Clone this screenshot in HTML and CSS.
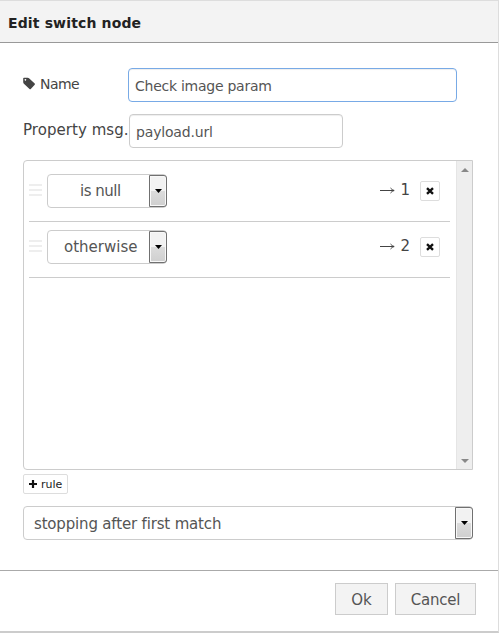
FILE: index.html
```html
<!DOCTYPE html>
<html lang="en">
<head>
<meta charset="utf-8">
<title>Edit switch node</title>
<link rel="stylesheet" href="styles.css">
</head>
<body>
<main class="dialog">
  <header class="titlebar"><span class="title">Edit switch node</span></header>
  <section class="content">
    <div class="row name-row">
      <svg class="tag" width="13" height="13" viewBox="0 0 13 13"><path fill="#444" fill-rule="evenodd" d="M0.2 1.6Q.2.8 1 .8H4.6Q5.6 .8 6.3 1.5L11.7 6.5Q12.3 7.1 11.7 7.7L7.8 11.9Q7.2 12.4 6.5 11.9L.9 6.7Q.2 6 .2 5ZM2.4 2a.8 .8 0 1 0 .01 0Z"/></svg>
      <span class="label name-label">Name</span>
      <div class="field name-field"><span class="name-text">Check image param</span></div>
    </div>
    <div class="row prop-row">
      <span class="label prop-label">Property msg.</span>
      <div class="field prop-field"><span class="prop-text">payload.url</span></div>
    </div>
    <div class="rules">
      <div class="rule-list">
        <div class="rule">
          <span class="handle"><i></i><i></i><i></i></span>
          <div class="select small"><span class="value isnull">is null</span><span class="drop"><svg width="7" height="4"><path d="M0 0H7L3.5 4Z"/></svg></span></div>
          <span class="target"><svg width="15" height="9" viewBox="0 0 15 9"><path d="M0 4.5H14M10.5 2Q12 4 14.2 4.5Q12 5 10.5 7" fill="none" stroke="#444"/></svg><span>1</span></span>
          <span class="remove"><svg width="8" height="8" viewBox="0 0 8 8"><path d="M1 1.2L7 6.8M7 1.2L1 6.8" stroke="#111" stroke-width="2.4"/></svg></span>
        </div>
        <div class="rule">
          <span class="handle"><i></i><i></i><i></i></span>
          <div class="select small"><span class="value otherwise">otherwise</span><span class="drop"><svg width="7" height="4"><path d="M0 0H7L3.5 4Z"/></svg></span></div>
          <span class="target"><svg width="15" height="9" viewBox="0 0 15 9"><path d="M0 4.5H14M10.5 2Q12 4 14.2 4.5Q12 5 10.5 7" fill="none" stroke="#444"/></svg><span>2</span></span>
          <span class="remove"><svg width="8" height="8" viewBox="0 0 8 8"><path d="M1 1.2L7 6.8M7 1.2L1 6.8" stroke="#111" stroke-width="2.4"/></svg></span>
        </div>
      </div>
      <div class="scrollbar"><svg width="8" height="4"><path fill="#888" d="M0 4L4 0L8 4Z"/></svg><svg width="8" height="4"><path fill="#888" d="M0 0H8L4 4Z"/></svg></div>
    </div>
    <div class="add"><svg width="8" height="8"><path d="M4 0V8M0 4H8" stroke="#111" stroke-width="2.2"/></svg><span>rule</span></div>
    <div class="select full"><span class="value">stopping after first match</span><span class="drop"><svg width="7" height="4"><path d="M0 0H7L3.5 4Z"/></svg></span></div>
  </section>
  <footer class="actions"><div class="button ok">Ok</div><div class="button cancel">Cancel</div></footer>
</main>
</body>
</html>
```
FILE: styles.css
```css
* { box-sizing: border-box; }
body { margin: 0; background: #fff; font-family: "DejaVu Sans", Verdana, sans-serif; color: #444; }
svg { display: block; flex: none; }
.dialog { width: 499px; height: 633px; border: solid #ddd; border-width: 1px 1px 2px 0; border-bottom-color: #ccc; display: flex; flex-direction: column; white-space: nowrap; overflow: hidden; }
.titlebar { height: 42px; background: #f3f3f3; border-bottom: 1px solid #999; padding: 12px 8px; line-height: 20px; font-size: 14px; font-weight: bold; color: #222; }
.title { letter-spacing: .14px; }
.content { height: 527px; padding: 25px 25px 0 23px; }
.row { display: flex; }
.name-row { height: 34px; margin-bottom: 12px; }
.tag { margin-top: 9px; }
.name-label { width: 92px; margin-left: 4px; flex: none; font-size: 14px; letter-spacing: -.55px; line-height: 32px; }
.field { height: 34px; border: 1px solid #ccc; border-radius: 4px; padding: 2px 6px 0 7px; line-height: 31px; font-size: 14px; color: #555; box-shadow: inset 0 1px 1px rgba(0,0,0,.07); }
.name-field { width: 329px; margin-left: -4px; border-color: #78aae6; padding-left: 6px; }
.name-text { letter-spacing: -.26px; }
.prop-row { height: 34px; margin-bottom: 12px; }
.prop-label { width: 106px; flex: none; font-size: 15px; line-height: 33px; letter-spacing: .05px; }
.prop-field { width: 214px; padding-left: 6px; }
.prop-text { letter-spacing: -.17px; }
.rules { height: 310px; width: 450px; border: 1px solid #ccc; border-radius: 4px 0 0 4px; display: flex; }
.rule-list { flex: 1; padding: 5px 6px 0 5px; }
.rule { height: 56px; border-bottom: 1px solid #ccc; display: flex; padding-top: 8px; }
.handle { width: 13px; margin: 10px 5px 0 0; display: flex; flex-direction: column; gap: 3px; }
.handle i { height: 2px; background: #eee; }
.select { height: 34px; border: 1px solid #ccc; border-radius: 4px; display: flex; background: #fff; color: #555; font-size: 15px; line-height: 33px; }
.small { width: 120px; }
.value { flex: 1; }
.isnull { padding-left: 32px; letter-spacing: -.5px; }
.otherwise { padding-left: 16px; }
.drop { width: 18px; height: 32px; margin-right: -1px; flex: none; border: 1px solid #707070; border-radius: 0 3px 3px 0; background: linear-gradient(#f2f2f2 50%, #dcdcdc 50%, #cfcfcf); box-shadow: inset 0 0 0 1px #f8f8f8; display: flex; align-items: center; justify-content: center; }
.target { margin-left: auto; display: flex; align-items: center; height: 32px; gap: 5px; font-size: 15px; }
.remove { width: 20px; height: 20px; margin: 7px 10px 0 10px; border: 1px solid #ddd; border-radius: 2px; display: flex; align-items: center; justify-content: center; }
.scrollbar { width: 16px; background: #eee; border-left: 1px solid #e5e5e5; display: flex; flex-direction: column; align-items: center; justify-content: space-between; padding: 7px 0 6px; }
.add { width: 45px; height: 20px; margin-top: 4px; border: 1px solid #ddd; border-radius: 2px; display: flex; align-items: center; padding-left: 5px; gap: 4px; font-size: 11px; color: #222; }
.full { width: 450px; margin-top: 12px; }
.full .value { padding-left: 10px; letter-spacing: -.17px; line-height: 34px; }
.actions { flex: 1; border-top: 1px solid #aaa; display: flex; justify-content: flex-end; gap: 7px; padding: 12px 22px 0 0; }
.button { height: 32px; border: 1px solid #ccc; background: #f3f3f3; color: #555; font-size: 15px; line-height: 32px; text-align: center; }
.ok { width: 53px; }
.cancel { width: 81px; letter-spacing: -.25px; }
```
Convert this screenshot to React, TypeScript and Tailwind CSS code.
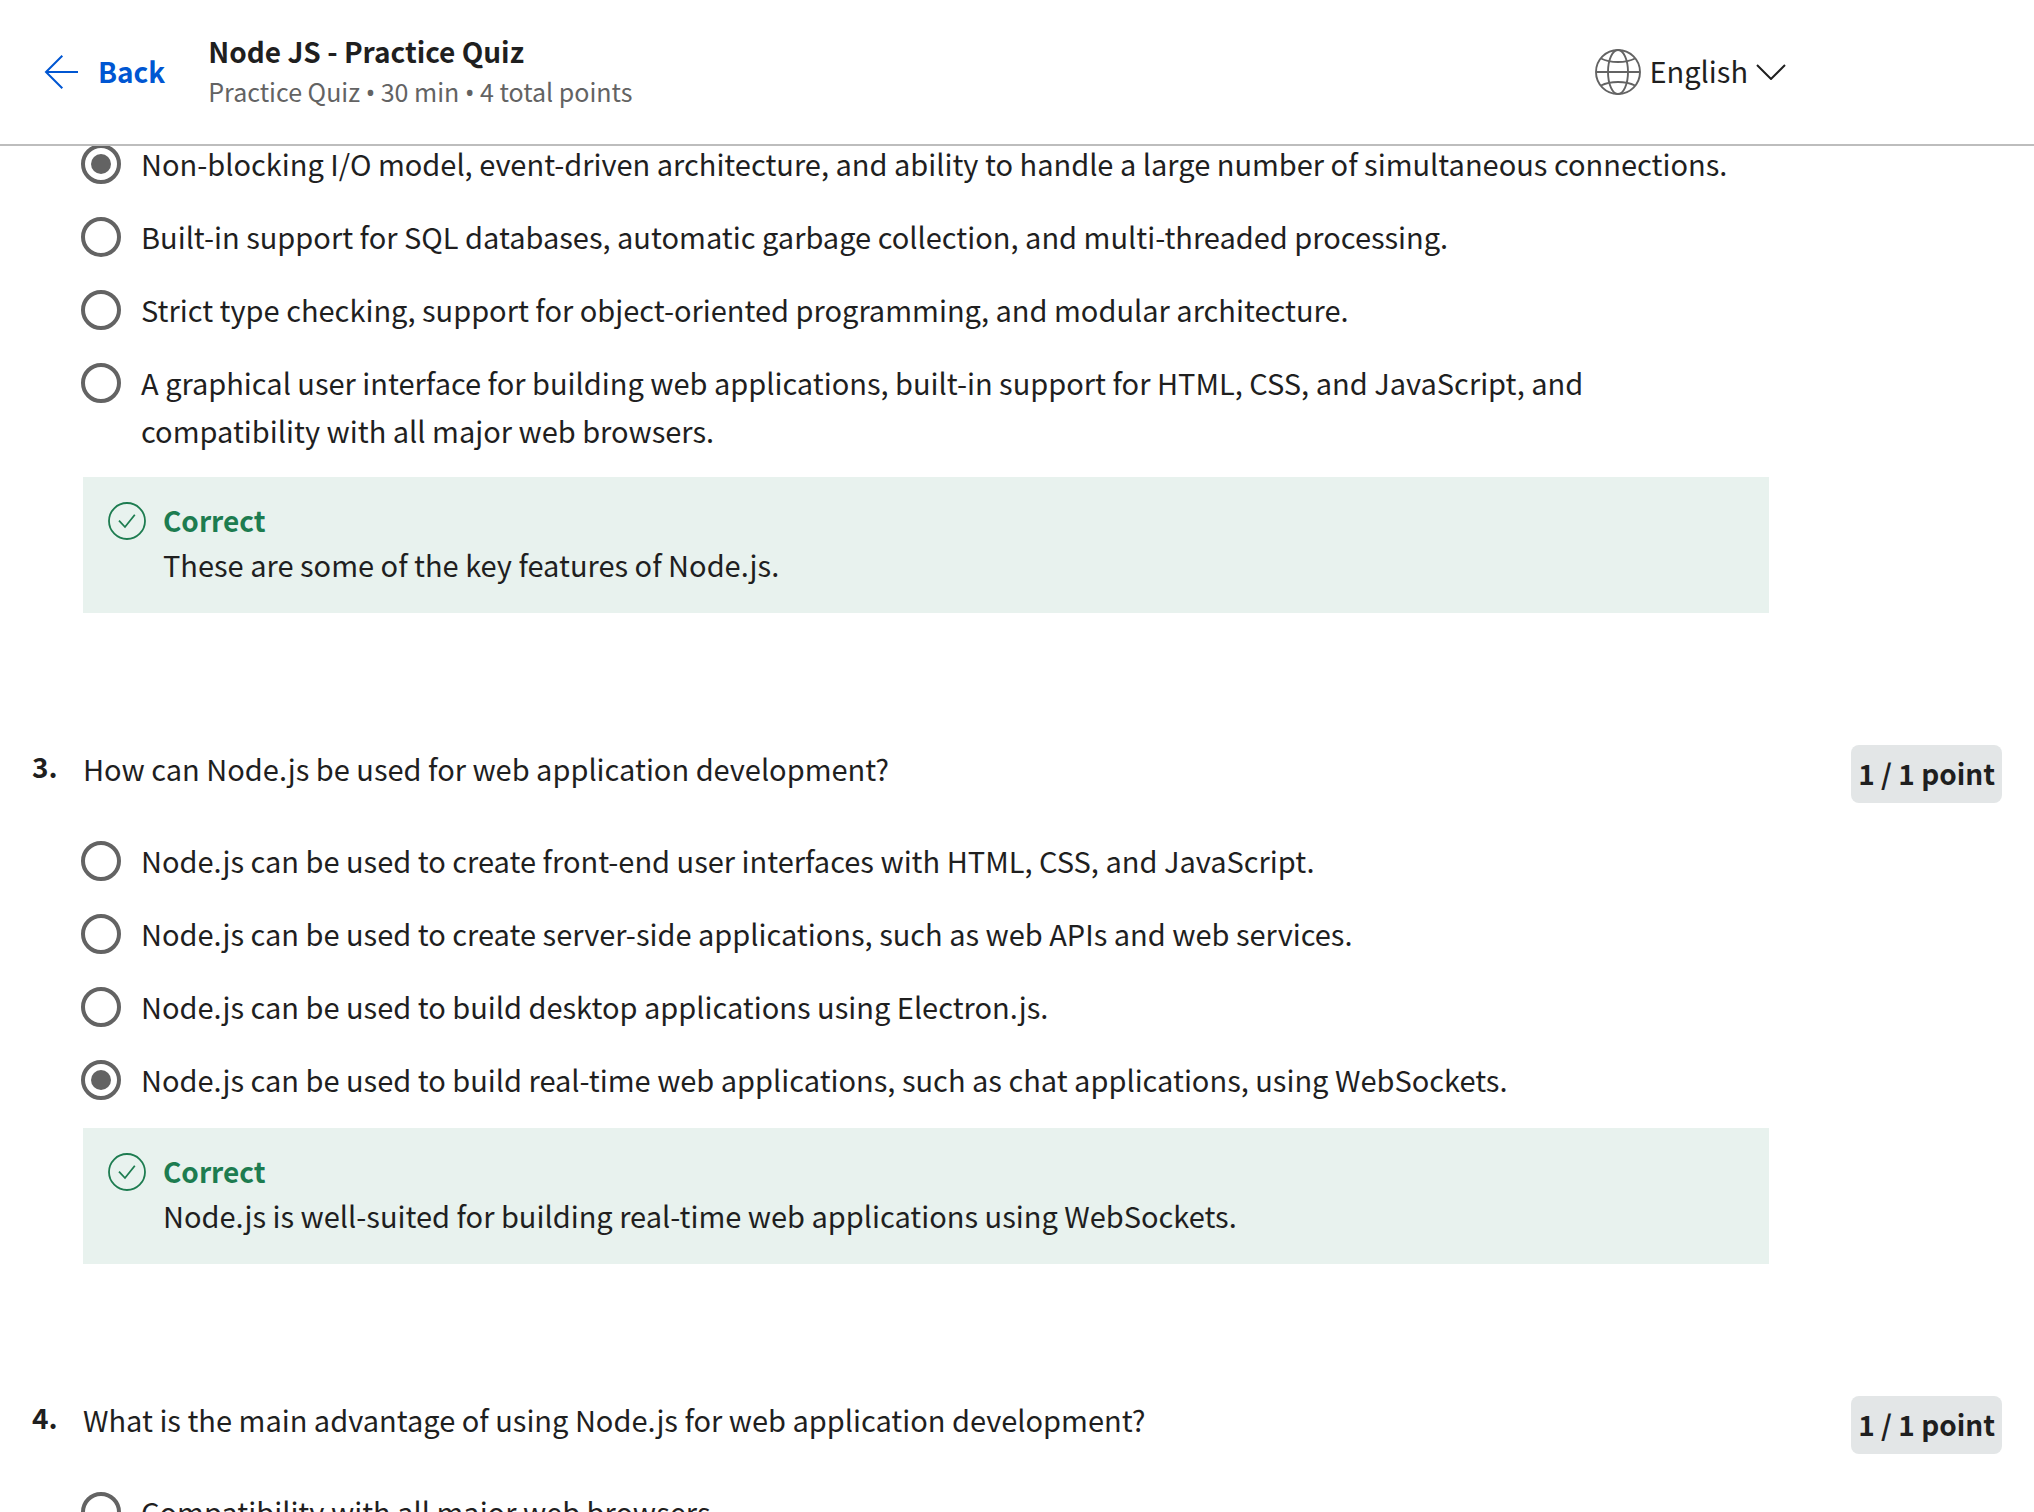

-.-.-

Your task:
Generate a word-for-word copy of the preceding records, excluding all pictures.

Task answer:
Clone this screenshot in HTML and CSS.
FILE: index.html
```html
<!DOCTYPE html>
<html lang="en">
<head>
<meta charset="utf-8">
<title>Edit switch node</title>
<link rel="stylesheet" href="styles.css">
</head>
<body>
<main class="dialog">
  <header class="titlebar"><span class="title">Edit switch node</span></header>
  <section class="content">
    <div class="row name-row">
      <svg class="tag" width="13" height="13" viewBox="0 0 13 13"><path fill="#444" fill-rule="evenodd" d="M0.2 1.6Q.2.8 1 .8H4.6Q5.6 .8 6.3 1.5L11.7 6.5Q12.3 7.1 11.7 7.7L7.8 11.9Q7.2 12.4 6.5 11.9L.9 6.7Q.2 6 .2 5ZM2.4 2a.8 .8 0 1 0 .01 0Z"/></svg>
      <span class="label name-label">Name</span>
      <div class="field name-field"><span class="name-text">Check image param</span></div>
    </div>
    <div class="row prop-row">
      <span class="label prop-label">Property msg.</span>
      <div class="field prop-field"><span class="prop-text">payload.url</span></div>
    </div>
    <div class="rules">
      <div class="rule-list">
        <div class="rule">
          <span class="handle"><i></i><i></i><i></i></span>
          <div class="select small"><span class="value isnull">is null</span><span class="drop"><svg width="7" height="4"><path d="M0 0H7L3.5 4Z"/></svg></span></div>
          <span class="target"><svg width="15" height="9" viewBox="0 0 15 9"><path d="M0 4.5H14M10.5 2Q12 4 14.2 4.5Q12 5 10.5 7" fill="none" stroke="#444"/></svg><span>1</span></span>
          <span class="remove"><svg width="8" height="8" viewBox="0 0 8 8"><path d="M1 1.2L7 6.8M7 1.2L1 6.8" stroke="#111" stroke-width="2.4"/></svg></span>
        </div>
        <div class="rule">
          <span class="handle"><i></i><i></i><i></i></span>
          <div class="select small"><span class="value otherwise">otherwise</span><span class="drop"><svg width="7" height="4"><path d="M0 0H7L3.5 4Z"/></svg></span></div>
          <span class="target"><svg width="15" height="9" viewBox="0 0 15 9"><path d="M0 4.5H14M10.5 2Q12 4 14.2 4.5Q12 5 10.5 7" fill="none" stroke="#444"/></svg><span>2</span></span>
          <span class="remove"><svg width="8" height="8" viewBox="0 0 8 8"><path d="M1 1.2L7 6.8M7 1.2L1 6.8" stroke="#111" stroke-width="2.4"/></svg></span>
        </div>
      </div>
      <div class="scrollbar"><svg width="8" height="4"><path fill="#888" d="M0 4L4 0L8 4Z"/></svg><svg width="8" height="4"><path fill="#888" d="M0 0H8L4 4Z"/></svg></div>
    </div>
    <div class="add"><svg width="8" height="8"><path d="M4 0V8M0 4H8" stroke="#111" stroke-width="2.2"/></svg><span>rule</span></div>
    <div class="select full"><span class="value">stopping after first match</span><span class="drop"><svg width="7" height="4"><path d="M0 0H7L3.5 4Z"/></svg></span></div>
  </section>
  <footer class="actions"><div class="button ok">Ok</div><div class="button cancel">Cancel</div></footer>
</main>
</body>
</html>
```
FILE: styles.css
```css
* { box-sizing: border-box; }
body { margin: 0; background: #fff; font-family: "DejaVu Sans", Verdana, sans-serif; color: #444; }
svg { display: block; flex: none; }
.dialog { width: 499px; height: 633px; border: solid #ddd; border-width: 1px 1px 2px 0; border-bottom-color: #ccc; display: flex; flex-direction: column; white-space: nowrap; overflow: hidden; }
.titlebar { height: 42px; background: #f3f3f3; border-bottom: 1px solid #999; padding: 12px 8px; line-height: 20px; font-size: 14px; font-weight: bold; color: #222; }
.title { letter-spacing: .14px; }
.content { height: 527px; padding: 25px 25px 0 23px; }
.row { display: flex; }
.name-row { height: 34px; margin-bottom: 12px; }
.tag { margin-top: 9px; }
.name-label { width: 92px; margin-left: 4px; flex: none; font-size: 14px; letter-spacing: -.55px; line-height: 32px; }
.field { height: 34px; border: 1px solid #ccc; border-radius: 4px; padding: 2px 6px 0 7px; line-height: 31px; font-size: 14px; color: #555; box-shadow: inset 0 1px 1px rgba(0,0,0,.07); }
.name-field { width: 329px; margin-left: -4px; border-color: #78aae6; padding-left: 6px; }
.name-text { letter-spacing: -.26px; }
.prop-row { height: 34px; margin-bottom: 12px; }
.prop-label { width: 106px; flex: none; font-size: 15px; line-height: 33px; letter-spacing: .05px; }
.prop-field { width: 214px; padding-left: 6px; }
.prop-text { letter-spacing: -.17px; }
.rules { height: 310px; width: 450px; border: 1px solid #ccc; border-radius: 4px 0 0 4px; display: flex; }
.rule-list { flex: 1; padding: 5px 6px 0 5px; }
.rule { height: 56px; border-bottom: 1px solid #ccc; display: flex; padding-top: 8px; }
.handle { width: 13px; margin: 10px 5px 0 0; display: flex; flex-direction: column; gap: 3px; }
.handle i { height: 2px; background: #eee; }
.select { height: 34px; border: 1px solid #ccc; border-radius: 4px; display: flex; background: #fff; color: #555; font-size: 15px; line-height: 33px; }
.small { width: 120px; }
.value { flex: 1; }
.isnull { padding-left: 32px; letter-spacing: -.5px; }
.otherwise { padding-left: 16px; }
.drop { width: 18px; height: 32px; margin-right: -1px; flex: none; border: 1px solid #707070; border-radius: 0 3px 3px 0; background: linear-gradient(#f2f2f2 50%, #dcdcdc 50%, #cfcfcf); box-shadow: inset 0 0 0 1px #f8f8f8; display: flex; align-items: center; justify-content: center; }
.target { margin-left: auto; display: flex; align-items: center; height: 32px; gap: 5px; font-size: 15px; }
.remove { width: 20px; height: 20px; margin: 7px 10px 0 10px; border: 1px solid #ddd; border-radius: 2px; display: flex; align-items: center; justify-content: center; }
.scrollbar { width: 16px; background: #eee; border-left: 1px solid #e5e5e5; display: flex; flex-direction: column; align-items: center; justify-content: space-between; padding: 7px 0 6px; }
.add { width: 45px; height: 20px; margin-top: 4px; border: 1px solid #ddd; border-radius: 2px; display: flex; align-items: center; padding-left: 5px; gap: 4px; font-size: 11px; color: #222; }
.full { width: 450px; margin-top: 12px; }
.full .value { padding-left: 10px; letter-spacing: -.17px; line-height: 34px; }
.actions { flex: 1; border-top: 1px solid #aaa; display: flex; justify-content: flex-end; gap: 7px; padding: 12px 22px 0 0; }
.button { height: 32px; border: 1px solid #ccc; background: #f3f3f3; color: #555; font-size: 15px; line-height: 32px; text-align: center; }
.ok { width: 53px; }
.cancel { width: 81px; letter-spacing: -.25px; }
```
Convert this screenshot to React, TypeScript and Tailwind CSS code.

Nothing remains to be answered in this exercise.